Mexico: ICRC president calls on Latin America and Caribbean to keep championing prohibition of nuclear weapons Press Release

Mexico (ICRC) – The president of the International Committee of the Red Cross (ICRC), Peter Maurer, today urged governments in Latin America and the Caribbean to support the negotiations on a new treaty to prohibit and eliminate nuclear weapons.

"The ICRC looks forward to working closely with your governments to make a treaty prohibiting nuclear weapons a reality, and pursue broader efforts to rid the world of these weapons once and for all," said Peter Maurer. "Protecting humanity from these dangers is a humanitarian imperative," he said in a video message shown today at the 50th anniversary celebrations of the 1967 Treaty of Tlatelolco. The event was held at the Mexican Secretariat of Foreign Affairs as part of the 25th session of the General Conference of the Agency for the Prohibition of Nuclear Weapons in Latin America and the Caribbean.

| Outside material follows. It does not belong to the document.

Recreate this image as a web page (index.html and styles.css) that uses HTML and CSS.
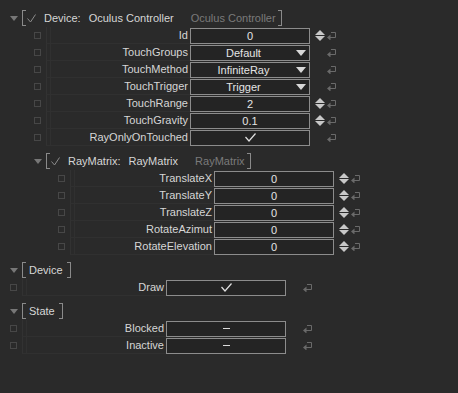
FILE: index.html
```html
<!DOCTYPE html>
<html lang="en">
<head>
    <meta charset="UTF-8">
    <title>Inspector</title>
    <link rel="stylesheet" href="styles.css">
</head>
<body>
    <div class="inspector">
        <section class="group">
            <div class="group-head lvl0">
                <span class="caret"></span>
                <span class="br-open"></span>
                <svg class="head-check" width="9" height="9" viewBox="0 0 9 9"><polyline points="0.5,4.5 3.5,8 8.5,0.5"/></svg>
                <span class="head-label">Device:</span>
                <span class="head-name">Oculus Controller</span>
                <span class="head-type">Oculus Controller</span>
                <span class="br-close"></span>
            </div>
            <div class="row lvl1">
                <span class="pick"></span>
                <span class="label">Id</span>
                <span class="value">0</span>
                <span class="spin"><svg width="10" height="11" viewBox="0 0 10 11"><polygon points="0,5 5,0 10,5"/><polygon points="0,6 10,6 5,11"/></svg></span>
                <span class="reset"><svg width="10" height="9" viewBox="0 0 10 9"><path d="M4 1.5 H8.5 V6.5 H3"/><polygon points="0,6.5 3.5,3.5 3.5,9.5"/></svg></span>
            </div>
            <div class="row lvl1">
                <span class="pick"></span>
                <span class="label">TouchGroups</span>
                <span class="value drop"><span class="text">Default</span><svg width="10" height="6" viewBox="0 0 10 6"><polygon points="0,0 10,0 5,6"/></svg></span>
                <span class="spin"></span>
                <span class="reset"><svg width="10" height="9" viewBox="0 0 10 9"><path d="M4 1.5 H8.5 V6.5 H3"/><polygon points="0,6.5 3.5,3.5 3.5,9.5"/></svg></span>
            </div>
            <div class="row lvl1">
                <span class="pick"></span>
                <span class="label">TouchMethod</span>
                <span class="value drop"><span class="text">InfiniteRay</span><svg width="10" height="6" viewBox="0 0 10 6"><polygon points="0,0 10,0 5,6"/></svg></span>
                <span class="spin"></span>
                <span class="reset"><svg width="10" height="9" viewBox="0 0 10 9"><path d="M4 1.5 H8.5 V6.5 H3"/><polygon points="0,6.5 3.5,3.5 3.5,9.5"/></svg></span>
            </div>
            <div class="row lvl1">
                <span class="pick"></span>
                <span class="label">TouchTrigger</span>
                <span class="value drop"><span class="text">Trigger</span><svg width="10" height="6" viewBox="0 0 10 6"><polygon points="0,0 10,0 5,6"/></svg></span>
                <span class="spin"></span>
                <span class="reset"><svg width="10" height="9" viewBox="0 0 10 9"><path d="M4 1.5 H8.5 V6.5 H3"/><polygon points="0,6.5 3.5,3.5 3.5,9.5"/></svg></span>
            </div>
            <div class="row lvl1">
                <span class="pick"></span>
                <span class="label">TouchRange</span>
                <span class="value">2</span>
                <span class="spin"><svg width="10" height="11" viewBox="0 0 10 11"><polygon points="0,5 5,0 10,5"/><polygon points="0,6 10,6 5,11"/></svg></span>
                <span class="reset"><svg width="10" height="9" viewBox="0 0 10 9"><path d="M4 1.5 H8.5 V6.5 H3"/><polygon points="0,6.5 3.5,3.5 3.5,9.5"/></svg></span>
            </div>
            <div class="row lvl1">
                <span class="pick"></span>
                <span class="label">TouchGravity</span>
                <span class="value">0.1</span>
                <span class="spin"><svg width="10" height="11" viewBox="0 0 10 11"><polygon points="0,5 5,0 10,5"/><polygon points="0,6 10,6 5,11"/></svg></span>
                <span class="reset"><svg width="10" height="9" viewBox="0 0 10 9"><path d="M4 1.5 H8.5 V6.5 H3"/><polygon points="0,6.5 3.5,3.5 3.5,9.5"/></svg></span>
            </div>
            <div class="row lvl1">
                <span class="pick"></span>
                <span class="label">RayOnlyOnTouched</span>
                <span class="value"><svg class="tick" width="11" height="9" viewBox="0 0 11 9"><polyline points="0.5,4 4,8 10.5,0.5"/></svg></span>
                <span class="spin"></span>
                <span class="reset"><svg width="10" height="9" viewBox="0 0 10 9"><path d="M4 1.5 H8.5 V6.5 H3"/><polygon points="0,6.5 3.5,3.5 3.5,9.5"/></svg></span>
            </div>

            <section class="group sub">
                <div class="group-head lvl1">
                    <span class="caret"></span>
                    <span class="br-open"></span>
                    <svg class="head-check" width="9" height="9" viewBox="0 0 9 9"><polyline points="0.5,4.5 3.5,8 8.5,0.5"/></svg>
                    <span class="head-label">RayMatrix:</span>
                    <span class="head-name">RayMatrix</span>
                    <span class="head-type">RayMatrix</span>
                    <span class="br-close"></span>
                </div>
                <div class="row lvl2">
                    <span class="pick"></span>
                    <span class="label">TranslateX</span>
                    <span class="value">0</span>
                    <span class="spin"><svg width="10" height="11" viewBox="0 0 10 11"><polygon points="0,5 5,0 10,5"/><polygon points="0,6 10,6 5,11"/></svg></span>
                    <span class="reset"><svg width="10" height="9" viewBox="0 0 10 9"><path d="M4 1.5 H8.5 V6.5 H3"/><polygon points="0,6.5 3.5,3.5 3.5,9.5"/></svg></span>
                </div>
                <div class="row lvl2">
                    <span class="pick"></span>
                    <span class="label">TranslateY</span>
                    <span class="value">0</span>
                    <span class="spin"><svg width="10" height="11" viewBox="0 0 10 11"><polygon points="0,5 5,0 10,5"/><polygon points="0,6 10,6 5,11"/></svg></span>
                    <span class="reset"><svg width="10" height="9" viewBox="0 0 10 9"><path d="M4 1.5 H8.5 V6.5 H3"/><polygon points="0,6.5 3.5,3.5 3.5,9.5"/></svg></span>
                </div>
                <div class="row lvl2">
                    <span class="pick"></span>
                    <span class="label">TranslateZ</span>
                    <span class="value">0</span>
                    <span class="spin"><svg width="10" height="11" viewBox="0 0 10 11"><polygon points="0,5 5,0 10,5"/><polygon points="0,6 10,6 5,11"/></svg></span>
                    <span class="reset"><svg width="10" height="9" viewBox="0 0 10 9"><path d="M4 1.5 H8.5 V6.5 H3"/><polygon points="0,6.5 3.5,3.5 3.5,9.5"/></svg></span>
                </div>
                <div class="row lvl2">
                    <span class="pick"></span>
                    <span class="label">RotateAzimut</span>
                    <span class="value">0</span>
                    <span class="spin"><svg width="10" height="11" viewBox="0 0 10 11"><polygon points="0,5 5,0 10,5"/><polygon points="0,6 10,6 5,11"/></svg></span>
                    <span class="reset"><svg width="10" height="9" viewBox="0 0 10 9"><path d="M4 1.5 H8.5 V6.5 H3"/><polygon points="0,6.5 3.5,3.5 3.5,9.5"/></svg></span>
                </div>
                <div class="row lvl2">
                    <span class="pick"></span>
                    <span class="label">RotateElevation</span>
                    <span class="value">0</span>
                    <span class="spin"><svg width="10" height="11" viewBox="0 0 10 11"><polygon points="0,5 5,0 10,5"/><polygon points="0,6 10,6 5,11"/></svg></span>
                    <span class="reset"><svg width="10" height="9" viewBox="0 0 10 9"><path d="M4 1.5 H8.5 V6.5 H3"/><polygon points="0,6.5 3.5,3.5 3.5,9.5"/></svg></span>
                </div>
            </section>
        </section>

        <section class="group">
            <div class="group-head lvl0">
                <span class="caret"></span>
                <span class="br-open plain"></span>
                <span class="head-title">Device</span>
                <span class="br-close plain"></span>
            </div>
            <div class="row lvl0">
                <span class="pick"></span>
                <span class="label">Draw</span>
                <span class="value"><svg class="tick" width="11" height="9" viewBox="0 0 11 9"><polyline points="0.5,4 4,8 10.5,0.5"/></svg></span>
                <span class="spin"></span>
                <span class="reset"><svg width="10" height="9" viewBox="0 0 10 9"><path d="M4 1.5 H8.5 V6.5 H3"/><polygon points="0,6.5 3.5,3.5 3.5,9.5"/></svg></span>
            </div>
        </section>

        <section class="group">
            <div class="group-head lvl0">
                <span class="caret"></span>
                <span class="br-open plain"></span>
                <span class="head-title">State</span>
                <span class="br-close plain"></span>
            </div>
            <div class="row lvl0">
                <span class="pick"></span>
                <span class="label">Blocked</span>
                <span class="value"><span class="dash"></span></span>
                <span class="spin"></span>
                <span class="reset"><svg width="10" height="9" viewBox="0 0 10 9"><path d="M4 1.5 H8.5 V6.5 H3"/><polygon points="0,6.5 3.5,3.5 3.5,9.5"/></svg></span>
            </div>
            <div class="row lvl0">
                <span class="pick"></span>
                <span class="label">Inactive</span>
                <span class="value"><span class="dash"></span></span>
                <span class="spin"></span>
                <span class="reset"><svg width="10" height="9" viewBox="0 0 10 9"><path d="M4 1.5 H8.5 V6.5 H3"/><polygon points="0,6.5 3.5,3.5 3.5,9.5"/></svg></span>
            </div>
        </section>
    </div>
</body>
</html>
```

FILE: styles.css
```css
body {
    margin: 0;
    background-color: #2a2a2a;
    color: #d6d6d6;
    font-family: "Liberation Sans", Arial, sans-serif;
    font-size: 11px;
}

.inspector {
    padding-top: 9px;
}

.group + .group,
.group.sub {
    margin-top: 6px;
}

.lvl0 { padding-left: 10px; }
.lvl1 { padding-left: 34px; }
.lvl2 { padding-left: 58px; }

/* group header */
.group-head {
    display: flex;
    align-items: center;
    height: 18px;
}

    .group-head .caret {
        width: 0;
        height: 0;
        border-left: 4px solid transparent;
        border-right: 4px solid transparent;
        border-top: 5px solid #777;
        margin-right: 4px;
    }

    .group-head .br-open,
    .group-head .br-close {
        width: 3px;
        height: 14px;
        border: 1px solid #8a8a8a;
    }

    .group-head .br-open {
        border-right: none;
        margin-right: 1px;
    }

        .group-head .br-open.plain {
            margin-right: 3px;
        }

    .group-head .br-close {
        border-left: none;
        margin-left: 2px;
    }

        .group-head .br-close.plain {
            margin-left: 4px;
        }

.head-check {
    margin-right: 8px;
}

    .head-check polyline {
        fill: none;
        stroke: #8a8a8a;
        stroke-width: 1;
    }

.head-label {
    margin-right: 8px;
}

.head-type {
    margin-left: 17px;
    color: #7a7a7a;
}

/* property rows */
.row {
    display: flex;
    align-items: center;
    height: 17px;
}

    .row .pick {
        width: 7px;
        height: 7px;
        box-sizing: border-box;
        border: 1px solid #474747;
        margin-right: 5px;
    }

    .row .label {
        width: 144px;
        height: 17px;
        box-sizing: border-box;
        padding-right: 2px;
        line-height: 16px;
        text-align: right;
        white-space: nowrap;
        border-left: 1px solid #323232;
        border-bottom: 1px solid #303030;
        box-shadow: inset 3px 0 0 #2a2a2a, inset 4px 0 0 #303030;
    }

    .row .value {
        display: flex;
        align-items: center;
        justify-content: center;
        width: 120px;
        height: 16px;
        box-sizing: border-box;
        border: 1px solid #8c8c8c;
        background-color: #242424;
        color: #e4e4e4;
    }

        .row .value.drop .text {
            flex: 1;
            text-align: center;
        }

        .row .value.drop svg {
            margin-right: 3px;
            fill: #d8d8d8;
        }

    .row .tick polyline {
        fill: none;
        stroke: #e0e0e0;
        stroke-width: 1.2;
    }

    .row .dash {
        width: 7px;
        height: 1px;
        background-color: #dcdcdc;
    }

    .row .spin {
        width: 10px;
        height: 11px;
        margin-left: 5px;
        fill: #c8c8c8;
    }

    .row .reset {
        width: 10px;
        height: 9px;
        margin-left: 2px;
    }

        .row .reset path {
            fill: none;
            stroke: #6a6a6a;
            stroke-width: 1;
        }

        .row .reset polygon {
            fill: #6a6a6a;
        }

    .row svg {
        display: block;
    }
```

The ICRC president went on to say that the Treaty of Tlatelolco was a "critical pillar of international disarmament law." Since it came into force on 25 April 1969, it "has promised protection and security to millions of people against the catastrophic dangers that nuclear weapons pose," and "has been a reference and an inspiration for the later development of nuclear-weapon-free zones in Africa, Central Asia and South-East Asia."

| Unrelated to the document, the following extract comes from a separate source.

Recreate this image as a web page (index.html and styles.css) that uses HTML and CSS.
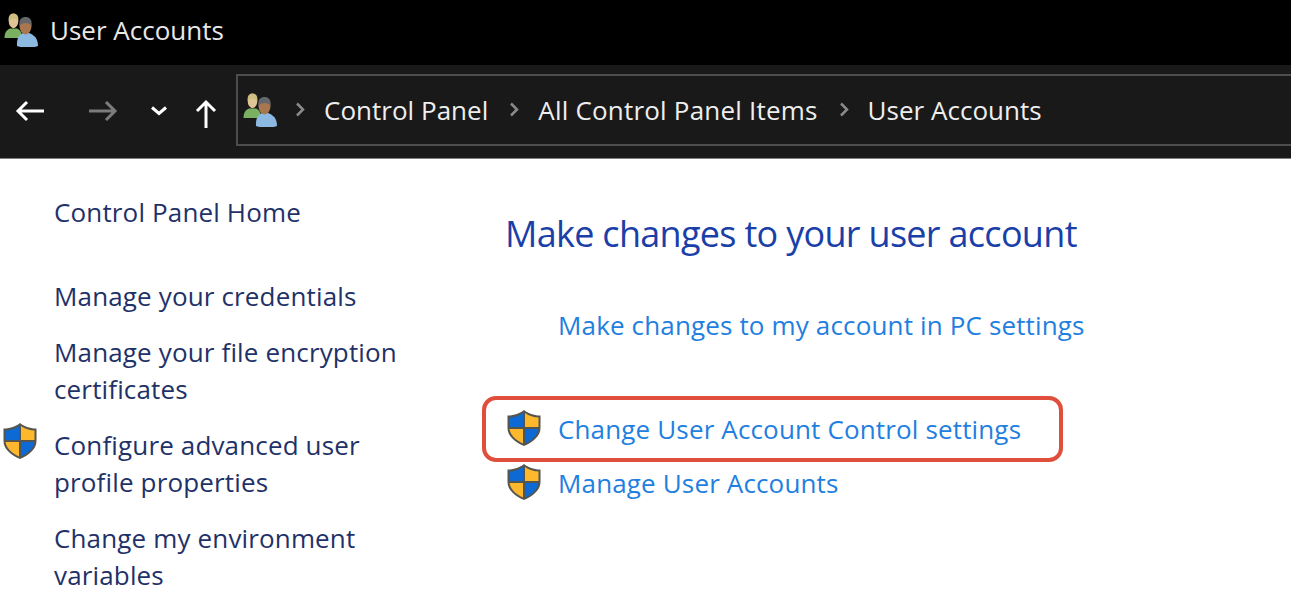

In addition to highlighting the historical significance of establishing the first nuclear-weapon-free zone in a densely populated part of the world, President Maurer underlined that the countries of Latin America and the Caribbean were as committed to nuclear disarmament now as they were 50 years ago.

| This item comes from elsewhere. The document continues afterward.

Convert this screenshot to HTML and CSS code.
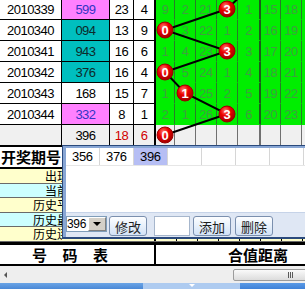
FILE: index.html
```html
<!DOCTYPE html>
<html lang="zh-CN">
<head>
    <meta charset="UTF-8">
    <title>号码表</title>
    <link rel="stylesheet" href="styles.css">
</head>
<body>
<div class="sheet">
    <!-- 走势表 -->
    <div class="grid">
        <div class="row">
            <div class="cell date">2010339</div><div class="cell num pink">599</div><div class="cell sum">23</div><div class="cell tail">4</div>
            <div class="cell g g-first">9</div><div class="cell g">2</div><div class="cell g">21</div><div class="cell g"></div><div class="cell g g-split">1</div><div class="cell g g-narrow">15</div><div class="cell g">18</div><div class="cell g g-end"></div>
        </div>
        <div class="row">
            <div class="cell date">2010340</div><div class="cell num teal">094</div><div class="cell sum">13</div><div class="cell tail">9</div>
            <div class="cell g g-first"></div><div class="cell g">3</div><div class="cell g">22</div><div class="cell g">1</div><div class="cell g g-split">2</div><div class="cell g g-narrow">16</div><div class="cell g">19</div><div class="cell g g-end"></div>
        </div>
        <div class="row">
            <div class="cell date">2010341</div><div class="cell num teal">943</div><div class="cell sum">16</div><div class="cell tail">6</div>
            <div class="cell g g-first">1</div><div class="cell g">4</div><div class="cell g">23</div><div class="cell g"></div><div class="cell g g-split">3</div><div class="cell g g-narrow">17</div><div class="cell g">20</div><div class="cell g g-end"></div>
        </div>
        <div class="row">
            <div class="cell date">2010342</div><div class="cell num teal">376</div><div class="cell sum">16</div><div class="cell tail">4</div>
            <div class="cell g g-first"></div><div class="cell g">5</div><div class="cell g">24</div><div class="cell g">1</div><div class="cell g g-split">4</div><div class="cell g g-narrow">18</div><div class="cell g">21</div><div class="cell g g-end"></div>
        </div>
        <div class="row">
            <div class="cell date">2010343</div><div class="cell num">168</div><div class="cell sum">15</div><div class="cell tail">7</div>
            <div class="cell g g-first">1</div><div class="cell g"></div><div class="cell g">25</div><div class="cell g">2</div><div class="cell g g-split">5</div><div class="cell g g-narrow">19</div><div class="cell g">22</div><div class="cell g g-end"></div>
        </div>
        <div class="row">
            <div class="cell date">2010344</div><div class="cell num pink">332</div><div class="cell sum">8</div><div class="cell tail">1</div>
            <div class="cell g g-first">2</div><div class="cell g">1</div><div class="cell g">26</div><div class="cell g"></div><div class="cell g g-split">6</div><div class="cell g g-narrow">20</div><div class="cell g">23</div><div class="cell g g-end"></div>
        </div>
        <div class="row total">
            <div class="cell date"></div><div class="cell num">396</div><div class="cell sum red">18</div><div class="cell tail red">6</div>
            <div class="cell g g-first"></div><div class="cell g"></div><div class="cell g"></div><div class="cell g"></div><div class="cell g g-split"></div><div class="cell g g-narrow"></div><div class="cell g"></div><div class="cell g g-end"></div>
        </div>

        <!-- 连线和号码球 -->
        <svg class="trend" width="305" height="146" viewBox="0 0 305 146">
            <defs>
                <radialGradient id="ball" cx="40%" cy="30%" r="70%">
                    <stop offset="0%" stop-color="#ff8070"/>
                    <stop offset="45%" stop-color="#ec0000"/>
                    <stop offset="100%" stop-color="#a00000"/>
                </radialGradient>
            </defs>
            <polyline class="trend-line" points="248,-10 227,10 165,31 227,52 165,73 185,94 227,115 165,136"/>
            <g class="ball"><circle cx="227" cy="10" r="8"/><text x="227" y="10">3</text></g>
            <g class="ball"><circle cx="165" cy="31" r="8"/><text x="165" y="31">0</text></g>
            <g class="ball"><circle cx="227" cy="52" r="8"/><text x="227" y="52">3</text></g>
            <g class="ball"><circle cx="165" cy="73" r="8"/><text x="165" y="73">0</text></g>
            <g class="ball"><circle cx="185" cy="94" r="8"/><text x="185" y="94">1</text></g>
            <g class="ball"><circle cx="227" cy="115" r="8"/><text x="227" y="115">3</text></g>
            <g class="ball"><circle cx="165" cy="136" r="8"/><text x="165" y="136">0</text></g>
        </svg>
    </div>

    <div class="head">
        <div class="head-label">开奖期号</div>
        <div class="head-rest"></div>
    </div>

    <!-- 统计行（右半部分被弹窗遮住） -->
    <div class="info yellow"><div class="info-label"><span class="info-text">出现次数</span></div><div class="info-hidden"></div><div class="info-cells"></div></div>
    <div class="info cyan"><div class="info-label"><span class="info-text">当前遗漏</span></div><div class="info-hidden"></div><div class="info-cells"></div></div>
    <div class="info yellow"><div class="info-label"><span class="info-text">历史平均值</span></div><div class="info-hidden"></div><div class="info-cells"></div></div>
    <div class="info cyan"><div class="info-label"><span class="info-text">历史最大值</span></div><div class="info-hidden"></div><div class="info-cells"></div></div>
    <div class="info yellow"><div class="info-label"><span class="info-text">历史连出值</span></div><div class="info-hidden"></div><div class="info-cells"></div></div>

    <div class="title">
        <div class="title-left">号 码 表</div>
        <div class="title-right">合值距离</div>
    </div>

    <!-- 滚动条 -->
    <div class="hscroll">
        <span class="arrow-left"></span>
        <div class="thumb"><span class="grip"></span></div>
    </div>

    <div class="tabs">
        <div class="tab-a"></div>
        <div class="tab-b"><span class="tab-arrow"></span></div>
        <div class="tab-c"></div>
    </div>

    <!-- 号码选择弹窗 -->
    <div class="popup">
        <div class="popup-list">
            <div class="list-row">
                <span class="item">356</span>
                <span class="item">376</span>
                <span class="item sel">396</span>
                <span class="item"></span>
                <span class="item"></span>
                <span class="item"></span>
                <span class="item"></span>
            </div>
        </div>
        <div class="popup-bar">
            <div class="combo"><span class="combo-text">396</span><span class="combo-btn"><i class="caret"></i></span></div>
            <button class="btn btn-edit">修改</button>
            <input class="field" type="text">
            <button class="btn btn-add">添加</button>
            <button class="btn btn-del">删除</button>
        </div>
    </div>
</div>
</body>
</html>
```

FILE: styles.css
```css
body {
    margin: 0;
    background: #ffffff;
    font-family: "Liberation Sans", "Noto Sans CJK SC", sans-serif;
}

.sheet {
    position: relative;
    width: 305px;
    height: 289px;
    overflow: hidden;
}

/* 走势表 */
.grid {
    position: relative;
    width: 360px;
    margin-top: -1px;
}

.row {
    display: flex;
    height: 21px;
}

.cell {
    box-sizing: border-box;
    flex: none;
    display: flex;
    align-items: center;
    justify-content: center;
    height: 21px;
    border-right: 1px solid #000;
    border-bottom: 1px solid #000;
    font-size: 13px;
    letter-spacing: -0.5px;
    color: #000;
}

.date { width: 62px; }
.num { width: 48px; }
.sum { width: 24px; }
.tail { width: 22px; border-right-width: 2px; }

.pink {
    background-color: #ff80ff;
    color: #3434c4;
}

.teal {
    background-color: #00bfbf;
    color: #0d2a2a;
}

.g {
    width: 21px;
    background-color: #00ee00;
    border-right-color: #2a7a2a;
    border-bottom-color: #00ee00;
    color: #3f9f3f;
}

.g-first { width: 19px; }
.g-split { width: 23px; border-right-width: 2px; border-right-color: #1c5c1c; }
.g-narrow { width: 20px; }
.g-end { width: 60px; }

.total .cell {
    background-color: #f0f0f0;
    border-bottom-color: #000;
}

.total .g {
    border-right-color: #707070;
}

.red {
    color: #d00000;
}

.trend {
    position: absolute;
    left: 0;
    top: 0;
    overflow: visible;
}

.trend-line {
    fill: none;
    stroke: #000;
    stroke-width: 2;
}

.ball circle {
    fill: url(#ball);
    stroke: #9a0000;
    stroke-width: 1;
}

.ball text {
    fill: #ffffff;
    font-family: "Liberation Sans", sans-serif;
    font-weight: bold;
    font-size: 13px;
    text-anchor: middle;
    dominant-baseline: central;
}

/* 开奖期号 */
.head {
    box-sizing: border-box;
    display: flex;
    width: 360px;
    height: 23px;
    border-top: 1px solid #000;
    border-bottom: 2px solid #000;
    background: #fff;
}

.head-label {
    width: 62px;
    padding-left: 1px;
    font-family: "Noto Sans CJK SC", sans-serif;
    font-weight: bold;
    font-size: 15px;
    line-height: 20px;
    white-space: nowrap;
}

.head-rest {
    flex: 1;
}

.info {
    box-sizing: border-box;
    display: flex;
    width: 360px;
    border-bottom: 1px solid #6a6a6a;
}

.yellow {
    height: 15px;
    background-color: #ffffcc;
}

.cyan {
    height: 14px;
    background-color: #ccffff;
}

/* 标签只露出弹窗左边的部分 */
.info-label {
    width: 62px;
    flex: none;
    overflow: hidden;
}

.info-text {
    display: block;
    width: 93px;
    text-align: right;
    font-family: "Noto Sans CJK SC", sans-serif;
    font-size: 12px;
    line-height: 13px;
    white-space: nowrap;
}

.info-hidden {
    box-sizing: border-box;
    width: 94px;
    flex: none;
    border-right: 2px solid #000;
}

.info-cells {
    flex: 1;
    background-image: repeating-linear-gradient(90deg, transparent 0, transparent 20px, #000 20px, #000 21px);
}

/* 号码表 */
.title {
    box-sizing: border-box;
    display: flex;
    width: 360px;
    height: 24px;
    border-top: 3px solid #000;
    border-bottom: 2px solid #000;
    background: #fff;
    font-family: "Noto Sans CJK SC", sans-serif;
    font-weight: bold;
    font-size: 15px;
    line-height: 19px;
}

.title-left {
    box-sizing: border-box;
    width: 156px;
    padding-right: 8px;
    border-right: 2px solid #000;
    text-align: center;
    letter-spacing: 6px;
}

.title-right {
    width: 204px;
    text-align: center;
}

/* 滚动条 */
.hscroll {
    display: flex;
    align-items: center;
    height: 17px;
    background-color: #eeeeee;
}

.arrow-left {
    margin-left: 4px;
    border-top: 3px solid transparent;
    border-bottom: 3px solid transparent;
    border-right: 3px solid #555;
}

.thumb {
    box-sizing: border-box;
    display: flex;
    align-items: center;
    justify-content: center;
    flex: none;
    width: 114px;
    height: 12px;
    margin-left: auto;
    margin-right: -42px;
    border: 1px solid #9c9c9c;
    border-radius: 2px;
    background: linear-gradient(#fafafa, #dcdcdc);
}

.grip {
    width: 1px;
    height: 6px;
    background: #5a5a5a;
    box-shadow: 2px 0 #5a5a5a, -2px 0 #5a5a5a;
}

.tabs {
    display: flex;
    height: 6px;
}

.tab-a {
    width: 143px;
    background: linear-gradient(#6aa4e6, #4a88d6);
}

.tab-b {
    display: flex;
    justify-content: center;
    width: 97px;
    background: #aecbf0;
}

.tab-arrow {
    margin-top: 1px;
    border-left: 3px solid transparent;
    border-right: 3px solid transparent;
    border-top: 3px solid #fff;
    height: 0;
}

.tab-c {
    flex: 1;
    background: linear-gradient(#5a9ae6, #3f82d8);
}

/* 弹窗 */
.popup {
    position: absolute;
    left: 62px;
    top: 145px;
    width: 260px;
    padding: 2px 0 0 3px;
    border: 1px solid #2b4a7c;
    border-bottom-width: 2px;
    background-color: #88a6d4;
}

.popup-list {
    height: 64px;
    background: #fff;
}

.list-row {
    display: flex;
    height: 17px;
    border-bottom: 1px solid #e6e6e6;
}

.item {
    box-sizing: border-box;
    flex: none;
    width: 34px;
    padding-left: 6px;
    border-right: 1px solid #d6d6d6;
    font-size: 13px;
    line-height: 17px;
    letter-spacing: -0.3px;
}

.item.sel {
    background-color: #b6bef4;
}

.popup-bar {
    box-sizing: border-box;
    display: flex;
    align-items: flex-start;
    height: 25px;
    padding-top: 3px;
    border-top: 1px solid #c6d3e8;
    background-color: #dfe7f4;
}

.combo {
    box-sizing: border-box;
    display: flex;
    width: 41px;
    height: 16px;
    border: 1px solid #7f9db9;
    background: #fff;
}

.combo-text {
    width: 21px;
    font-size: 12px;
    line-height: 14px;
    letter-spacing: -0.3px;
}

.combo-btn {
    box-sizing: border-box;
    display: flex;
    align-items: center;
    justify-content: center;
    flex: 1;
    background: #d4d0c8;
    border-top: 1px solid #fff;
    border-left: 1px solid #fff;
    border-right: 1px solid #808080;
    border-bottom: 1px solid #808080;
}

.caret {
    border-left: 4px solid transparent;
    border-right: 4px solid transparent;
    border-top: 4px solid #000;
}

.btn {
    box-sizing: border-box;
    width: 38px;
    height: 20px;
    padding: 0;
    border: 1px solid #7a8fae;
    border-radius: 3px;
    background: linear-gradient(#fdfeff, #d2e2f6);
    font-family: "Noto Sans CJK SC", sans-serif;
    font-size: 13px;
    line-height: 17px;
    color: #1e1e1e;
}

.btn-edit { margin-left: 2px; }
.btn-add { margin-left: 3px; }
.btn-del { margin-left: 4px; }

.field {
    box-sizing: border-box;
    width: 36px;
    height: 20px;
    margin: 0 0 0 7px;
    padding: 0;
    border: 1px solid #a6b6cc;
    background: #fff;
}
```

The ICRC's stance echoes that of the whole International Red Cross and Red Crescent Movement, which in 2011 made a historic appeal for the prohibition and elimination of nuclear weapons to become a reality once and for all.

The ICRC will continue reaching out to States which rely on nuclear weapons in their defence doctrines and will call on them to join this effort for the prohibition and elimination of such weapons: "If they cannot do so at this time, we appeal to them to take measures to urgently reduce the risk of intentional or accidental use," added President Maurer.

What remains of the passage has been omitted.